Serotonergic System in the Nervous System

The raphe nuclei, located along the midline of the brainstem, constitute the primary source of serotonin in the CNS. These nuclei (B1–B9) send ascending projections to the cerebrum, limbic system and cortex, and descending pathways to the cerebellum and spinal cord. This widespread connectivity allows serotonin to modulate diverse neural circuits and influence global brain states.
The serotonergic system interacts closely with other neurotransmitter pathways, including dopaminergic systems such as those originating in the ventral tegmental area and substantia nigra. These interactions contribute to effects on reward, motivation and motor control.

Metabolism and Termination

Serotonin is broken down primarily by monoamine oxidase (MAO), which converts it into 5-hydroxyindoleacetaldehyde. This intermediate is then oxidised by aldehyde dehydrogenase (ALDH) to produce 5-hydroxyindoleacetic acid (5-HIAA), the major metabolite excreted by the kidneys.
Termination of serotonergic signalling occurs mainly through reuptake into presynaptic neurons by the serotonin transporter (SERT). Several pharmacological agents—including selective serotonin reuptake inhibitors (SSRIs), tricyclic antidepressants, cocaine and certain cough suppressants—block this transporter and thereby elevate synaptic serotonin levels.
A secondary transport mechanism involves the plasma membrane monoamine transporter (PMAT), a low-affinity but high-capacity transporter contributing to clearance under conditions of elevated extracellular serotonin. High doses of SSRIs may partially inhibit PMAT in addition to their effects on SERT.
In addition to receptor-mediated signalling, serotonin can affect cellular function through serotonylation, a process in which serotonin covalently modifies intracellular proteins. This mechanism influences platelet activation, insulin release and vascular smooth muscle contraction.

Receptors

Serotonin acts through a diverse family of 14 known receptor subtypes, designated 5-HT₁ through 5-HT₇, with several further subdivisions:
• 5-HT₁ family: 1A, 1B, 1D, 1E, 1F• 5-HT₂ family: 2A, 2B, 2C• 5-HT₃ receptor (a ligand-gated ion channel)• 5-HT₄, 5-HT₅ (5A, 5B), 5-HT₆ and 5-HT₇ receptors
With the exception of 5-HT₃, all serotonin receptors are G-protein-coupled receptors (GPCRs), activating second-messenger cascades when stimulated. The 5-HT₅B receptor is present in rodents but absent in humans. Serotonin also acts as an agonist at the trace amine-associated receptor 1 (TAAR1) in several species, though its effectiveness at this receptor varies considerably.
Structural studies using cryo-electron microscopy have revealed detailed ligand–receptor complexes of the 5-HT₂A receptor with serotonin and various serotonergic psychedelics, advancing understanding of receptor activation mechanisms.

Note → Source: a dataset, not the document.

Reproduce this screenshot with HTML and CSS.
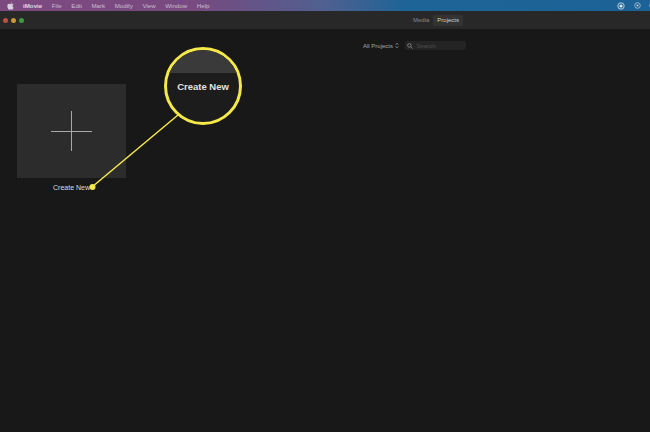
FILE: index.html
```html
<!DOCTYPE html>
<html lang="en">
<head>
<meta charset="UTF-8">
<meta name="viewport" content="width=device-width, initial-scale=1.0">
<title>iMovie Projects</title>
<link rel="stylesheet" href="styles.css">
</head>

<body>
  <div class="menubar">
    <svg class="apple" viewBox="0 0 10 12" width="7" height="8"><path d="M7 0.3C6.2 0.5 5.2 1.3 5.2 2.7 6.3 2.7 7.2 1.6 7 0.3ZM5 3.2C4.3 3.2 3.8 2.8 3 2.8 1.5 2.8 0.3 4.1 0.3 6.2 0.3 8.5 1.9 11.5 3.3 11.5 4 11.5 4.3 11 5.2 11 6.1 11 6.3 11.5 7 11.5 8.2 11.5 9.3 9.5 9.7 8.3 7.7 7.5 7.5 4.6 9.5 3.6 8.9 2.9 8 2.7 7.3 2.7 6.3 2.7 5.7 3.2 5 3.2Z" fill="#d8d0dc"/></svg>
    <span class="menu-item bold">iMovie</span>
    <span class="menu-item">File</span>
    <span class="menu-item">Edit</span>
    <span class="menu-item">Mark</span>
    <span class="menu-item">Modify</span>
    <span class="menu-item">View</span>
    <span class="menu-item">Window</span>
    <span class="menu-item">Help</span>
    <div class="status">
      <svg viewBox="0 0 10 10" width="8" height="8"><circle cx="5" cy="5" r="4" fill="none" stroke="#dfe6ee" stroke-width="1"/><circle cx="5" cy="5" r="2" fill="#dfe6ee"/></svg>
      <svg viewBox="0 0 10 10" width="7" height="7"><circle cx="5" cy="5" r="4" fill="none" stroke="#c5d2e0" stroke-width="1"/><circle cx="5" cy="5" r="1.5" fill="#c5d2e0"/></svg>
      <svg class="status-last" viewBox="0 0 10 10" width="7" height="7"><circle cx="5" cy="5" r="4" fill="none" stroke="#c5d2e0" stroke-width="1"/></svg>
    </div>
  </div>

  <div class="toolbar">
    <div class="lights">
      <i class="light red"></i>
      <i class="light yellow"></i>
      <i class="light green"></i>
    </div>
    <div class="tabs">
      <span class="tab">Media</span>
      <span class="tab active">Projects</span>
    </div>
  </div>

  <div class="content">
    <div class="filters">
      <span class="all-projects">All Projects
        <svg viewBox="0 0 6 10" width="4" height="7"><path d="M1 4 3 1.5 5 4M1 6 3 8.5 5 6" fill="none" stroke="#a8a8a8" stroke-width="1"/></svg>
      </span>
      <div class="search">
        <svg viewBox="0 0 10 10" width="6" height="6"><circle cx="4" cy="4" r="3" fill="none" stroke="#9a9a9a" stroke-width="1.2"/><path d="M6.2 6.2 9.3 9.3" stroke="#9a9a9a" stroke-width="1.2"/></svg>
        <span>Search</span>
      </div>
    </div>

    <div class="project">
      <div class="thumb">
        <svg viewBox="0 0 41 40" width="41" height="40"><path d="M20.5 0V40M0 20.5H41" stroke="#a8a8a8" stroke-width="1"/></svg>
      </div>
      <div class="project-name">Create New</div>
    </div>
  </div>

  <!-- yellow callout over the page -->
  <svg class="callout-line" viewBox="0 0 650 432" width="650" height="432">
    <path d="M92 187 178 115" stroke="#f5e94a" stroke-width="1.5"/>
    <circle cx="92.5" cy="187" r="3" fill="#f5e94a"/>
  </svg>
  <div class="callout">
    <div class="callout-top"></div>
    <div class="callout-text">Create New</div>
  </div>
</body>
</html>
```

FILE: styles.css
```css
* {
  box-sizing: border-box;
}

body {
  margin: 0;
  width: 650px;
  height: 432px;
  overflow: hidden;
  background: #181818;
  font-family: "Liberation Sans", Arial, sans-serif;
  display: flex;
  flex-direction: column;
  position: relative;
}

.menubar {
  height: 11px;
  display: flex;
  align-items: center;
  padding-left: 7px;
  background: linear-gradient(90deg, #7d4a80 0%, #774a80 30%, #4f6090 50%, #1f6496 62%, #1d6296 100%);
  color: #c9bdd0;
  font-size: 6.2px;
}

.apple {
  margin-right: 9px;
}

.menu-item {
  margin-right: 9.5px;
}

.menu-item.bold {
  font-weight: bold;
  color: #e0d8e4;
}

.status {
  margin-left: auto;
  margin-right: -6px;
  display: flex;
  align-items: center;
  gap: 9px;
}

.status-last {
  margin-left: -1px;
}

.toolbar {
  height: 18px;
  background: #282828;
  display: flex;
  align-items: center;
  padding: 0 6px 0 3px;
}

.lights {
  display: flex;
  gap: 3px;
}

.light {
  width: 5px;
  height: 5px;
  border-radius: 50%;
}

.red {
  background: #c0503f;
}

.yellow {
  background: #c9962f;
}

.green {
  background: #3d9a3c;
}

.tabs {
  display: flex;
  margin-left: 385px;
  font-size: 6px;
  color: #8a8a8a;
}

.tab {
  padding: 2px 4px;
  height: 11px;
  line-height: 7px;
}

.tab.active {
  background: #333;
  color: #d0d0d0;
  border-radius: 1px;
}

.content {
  flex: 1;
  padding-top: 11px;
  background: #181818;
}

.filters {
  display: flex;
  align-items: center;
  height: 11px;
  padding-left: 363px;
  font-size: 6px;
  color: #a8a8a8;
}

.all-projects {
  display: flex;
  align-items: center;
  gap: 1.5px;
  margin-right: 6px;
}

.search {
  width: 61px;
  height: 9px;
  background: #242424;
  border-radius: 2px;
  display: flex;
  align-items: center;
  gap: 4px;
  padding-left: 2px;
  color: #4e4e4e;
}

.project {
  width: 109px;
  margin: 33px 0 0 17px;
}

.thumb {
  height: 94px;
  background: #2c2c2c;
  display: flex;
  align-items: center;
  justify-content: center;
}

.project-name {
  margin-top: 6px;
  text-align: center;
  font-size: 7px;
  color: #dcdcdc;
}

.callout-line {
  position: absolute;
  left: 0;
  top: 0;
}

.callout {
  position: absolute;
  left: 164px;
  top: 47px;
  width: 78px;
  height: 78px;
  border: 3px solid #f5e94a;
  border-radius: 50%;
  background: #1c1c1c;
  overflow: hidden;
}

.callout-top {
  height: 23px;
  background: #3a3a3a;
}

.callout-text {
  margin-top: 8px;
  text-align: center;
  font-size: 9.5px;
  font-weight: bold;
  color: #e2e2e2;
}
```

Pharmacological Significance

Many antidepressants and anxiolytics act on serotonergic systems, primarily through inhibition of SERT or modulation of receptor activity. Selective serotonin reuptake inhibitors (SSRIs) and serotonin–noradrenaline reuptake inhibitors (SNRIs) remain widely used for mood disorders. Other agents, including psychedelics and atypical antipsychotics, produce characteristic psychological effects through actions on specific 5-HT receptors.
Serotonin’s dual role in vasoconstriction and vasodilation makes it significant in cardiovascular physiology, platelets, and vascular smooth muscle. Its impact on gastrointestinal motility underlies several treatments for gut disorders and helps explain symptoms in certain infections.